Como aún no logro hablar de la muerte de Luis Biasotto (para hablar debería evitar el quiebre en la voz) pensé que podría escribirlo. Pero tampoco.
Un personaje en una obra mía decía (y seguro lo robé, yo no sé imaginar tan alto y tan preciso): “No se aprende nada del sufrimiento. Se puede sufrir infinitamente sin que haya lección alguna. Y sin aprender nada para la próxima vez”. Lo vuelvo a sentir esta semana, mientras retornan cuando duermo imágenes de Luis dentro y fuera de sus obras. ¿Qué debo aprender de que este valiente de otro mundo, este titán en plena forma, este atleta del sentido muera de covid, en su Córdoba, en medio de la más absoluta impotencia sanitaria? Ya lo sabemos: los muertos son muchísimos, pero es imposible pensar la muerte como algo numérico. En cambio, convertida en algo cercano y personal hiere de día y grita de noche. La cosa es así: si murió Luis, entonces podemos morir todos.

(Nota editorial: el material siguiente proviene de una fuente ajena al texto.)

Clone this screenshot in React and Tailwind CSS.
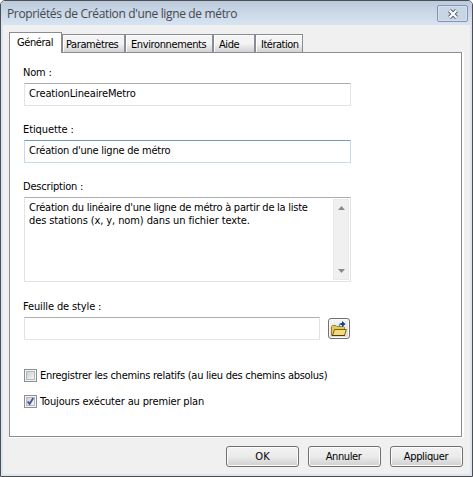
const font = "font-['DejaVu_Sans_Condensed','DejaVu_Sans',sans-serif] [font-stretch:condensed]";

function Tab({ label, className }) {
  return (
    <div className={`h-[18px] border border-b-0 border-[#898c95] bg-linear-to-b from-[#f4f4f4] from-50% to-[#d2d2d2] shadow-[inset_1px_1px_0_#fcfcfc] pt-[3px] leading-[14px] ${className}`}>
      {label}
    </div>
  );
}

function Label({ children, className }) {
  return <div className={`h-[14px] leading-[14px] ${className}`}>{children}</div>;
}

function Field({ children, className }) {
  return (
    <div className={`h-[23px] rounded-[1px] border bg-white pt-[3px] pl-[4px] leading-[14px] ${className}`}>
      {children}
    </div>
  );
}

function Check({ checked }) {
  return (
    <div className="size-[13px] shrink-0 border border-[#8e8f8f] bg-[#f4f4f4] p-px">
      <div className="size-[9px] border border-[#b5bac0] bg-linear-to-br from-[#cbcfd5] to-[#f6f6f6]">
        {checked && (
          <svg className="block size-[7px] overflow-visible" viewBox="0 0 7 7">
            <path d="M0.7 3.5 L2.6 6 L6.3 0" fill="none" stroke="#3f568f" strokeWidth="1.8" />
          </svg>
        )}
      </div>
    </div>
  );
}

function Button({ children, className }) {
  return (
    <button className={`h-[21px] rounded-[3px] border border-[#707070] bg-linear-to-b from-[#f2f2f2] via-[#ebebeb] via-50% to-[#cfcfcf] shadow-[inset_0_0_0_1px_#fbfbfb] pt-px leading-[18px] ${className}`}>
      {children}
    </button>
  );
}

export default function App() {
  return (
    <div className={`flex h-[477px] w-[473px] flex-col overflow-hidden rounded-t-[5px] border border-[#4d4e52] bg-[#dce6f3] text-[11px] text-black ${font}`}>
      <div className="flex h-[24px] shrink-0 items-start justify-between bg-linear-to-b from-[#bccbdc] to-[#d8e4f2] pr-[4px] pl-[6px]">
        <div className="pt-[4px] font-['Open_Sans',sans-serif] text-[12px] leading-[18px] tracking-[-0.35px] whitespace-nowrap text-[#45484d] [font-stretch:normal]">
          Propriétés de Création d'une ligne de métro
        </div>
        <div className="mt-[4px] flex h-[17px] w-[31px] items-center justify-center rounded-[2px] border border-[#8394b0] bg-[#c7d5e5] shadow-[inset_0_0_0_1px_#d5e0ec]">
          <svg width="12" height="10" viewBox="0 0 12 10">
            <path d="M2.5 1.5 L9.5 8.5 M9.5 1.5 L2.5 8.5" stroke="#535966" strokeWidth="4" />
            <path d="M2.5 1.5 L9.5 8.5 M9.5 1.5 L2.5 8.5" stroke="#fff" strokeWidth="2.3" />
          </svg>
        </div>
      </div>

      <div className="mx-[2px] mb-[2px] flex flex-1 flex-col bg-[#f0f0f0]">
        <div className="flex h-[27px] items-end pl-[6px] whitespace-nowrap">
          <div className="relative z-10 -mb-px h-[21px] w-[53px] border border-b-0 border-[#898c95] bg-white pt-[3px] pl-[7px] leading-[14px] tracking-[-0.43px]">
            Général
          </div>
          <Tab label="Paramètres" className="w-[63px] pl-[3px] tracking-[-0.4px]" />
          <Tab label="Environnements" className="w-[88px] pl-[5px] tracking-[-0.38px]" />
          <Tab label="Aide" className="w-[42px] pl-[5px] tracking-[-0.4px]" />
          <Tab label="Itération" className="w-[48px] pl-[5px] tracking-[-0.5px]" />
        </div>

        <div className="ml-[6px] h-[386px] w-[455px] shrink-0 bg-white">
          <div className="flex h-[385px] w-[453px] flex-col border border-[#898c95] bg-white pl-[14px]">
            <Label className="mt-[13px] -ml-px tracking-[-0.2px]">Nom :</Label>
            <Field className="mt-[3px] w-[327px] border-[#e2e3ea] border-t-[#abadb3] tracking-[-0.14px]">CreationLineaireMetro</Field>
            <Label className="mt-[17px] -ml-px tracking-[-0.1px]">Etiquette :</Label>
            <Field className="mt-[3px] w-[327px] border-[#c5daed] border-t-[#6c9dc1] tracking-[-0.23px]">Création d'une ligne de métro</Field>
            <Label className="mt-[17px] -ml-px tracking-[-0.2px]">Description :</Label>
            <div className="mt-[3px] flex h-[85px] w-[327px] justify-between rounded-[1px] border border-[#e2e3ea] border-t-[#abadb3] p-px">
              <div className="pt-[2px] pl-[3px] leading-[13px] tracking-[-0.25px] whitespace-nowrap">
                Création du linéaire d'une ligne de métro à partir de la liste
                <br />
                <span className="tracking-[-0.1px]">des stations (x, y, nom) dans un fichier texte.</span>
              </div>
              <div className="flex w-[16px] flex-col items-center justify-between border border-[#e9e9e9] bg-[#f0f0f0] py-[6px]">
                <svg width="7" height="4" viewBox="0 0 7 4"><path d="M0 4 L3.5 0 L7 4 Z" fill="#8a8a8a" /></svg>
                <svg width="7" height="4" viewBox="0 0 7 4"><path d="M0 0 L3.5 4 L7 0 Z" fill="#8a8a8a" /></svg>
              </div>
            </div>
            <Label className="mt-[18px] -ml-px tracking-[-0.13px]">Feuille de style :</Label>
            <div className="mt-[3px] flex gap-[8px]">
              <Field className="w-[296px] border-[#e2e3ea] border-t-[#abadb3]" />
              <button className="mt-px flex h-[21px] w-[22px] items-center justify-center rounded-[3px] border border-[#707070] bg-linear-to-b from-[#f4f4f4] to-[#dcdcdc] shadow-[inset_0_0_0_1px_#fbfbfb]">
                <svg className="mt-px" width="16" height="16" viewBox="0 0 16 16">
                  <path d="M0.5 14.5 V5.5 L1.5 4.5 H5 L6 5.5 H12.5 L13.5 6.5 V14.5 Z" fill="#e3c75c" stroke="#9c8030" />
                  <path d="M1.5 14.5 L3.5 8.5 H15.4 L13.5 14.5 Z" fill="#f3dc78" stroke="#7d6318" />
                  <path d="M1 14.5 H14" stroke="#4f3c0a" />
                  <path d="M8.5 5.5 V3.5 L9.5 2.5" fill="none" stroke="#3aa3d8" strokeWidth="1.4" />
                  <path d="M9.5 3 H12" stroke="#143f80" strokeWidth="2" />
                  <path d="M11 0 L14.5 3 L11 6 Z" fill="#143f80" />
                </svg>
              </button>
            </div>
            <div className="mt-[29px] flex h-[13px] gap-[3px] leading-[13px] whitespace-nowrap">
              <Check />
              <span className="tracking-[-0.27px]">Enregistrer les chemins relatifs (au lieu des chemins absolus)</span>
            </div>
            <div className="mt-[13px] flex h-[13px] gap-[3px] leading-[13px] whitespace-nowrap">
              <Check checked />
              <span className="tracking-[-0.15px]">Toujours exécuter au premier plan</span>
            </div>
          </div>
        </div>

        <div className="mt-[8px] flex justify-end gap-[9px] pr-[7px]">
          <Button className="w-[73px]">OK</Button>
          <Button className="w-[73px] pr-[2px] tracking-[-0.4px]">Annuler</Button>
          <Button className="w-[73px] pr-px tracking-[-0.35px]">Appliquer</Button>
        </div>
      </div>
    </div>
  );
}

Una vez, como en espejo, él y su grupo Krapp, abrumados por otra muerte, la de su iluminador Marcelo Álvarez, concibieron no sólo una sino dos obras fundamentales: “A dónde van los muertos, Lado B y Lado A” (en ese orden). Pidieron a diez artistas que explicáramos cómo representaríamos la muerte y ellos lo bailarían libremente, o más bien lo encarnarían, que eso es lo de Krapp: hacer en cuerpo. Bailar es una palabra que les queda siempre chica. De cada una de esas preguntas vagas y formales (no por eso menos contundentes) hoy Luis encarna todas las respuestas. En una lengua que –lamentablemente– no entenderemos.
Así que si he de aprender algo no será de la dureza inaceptable de su muerte sino de su acto de presencia a la hora del desparpajo, de su humor parco, de la brutalidad con la que ejemplificaba la torva búsqueda y no el recto resultado.
Se ha ido primero este niño explorador. Quedamos en banda. Su partida nos hace reconocer familia, una a la que deja herida y huérfana de hermano. Te estamos llorando mucho. Pero también te aplaudimos a rabiar.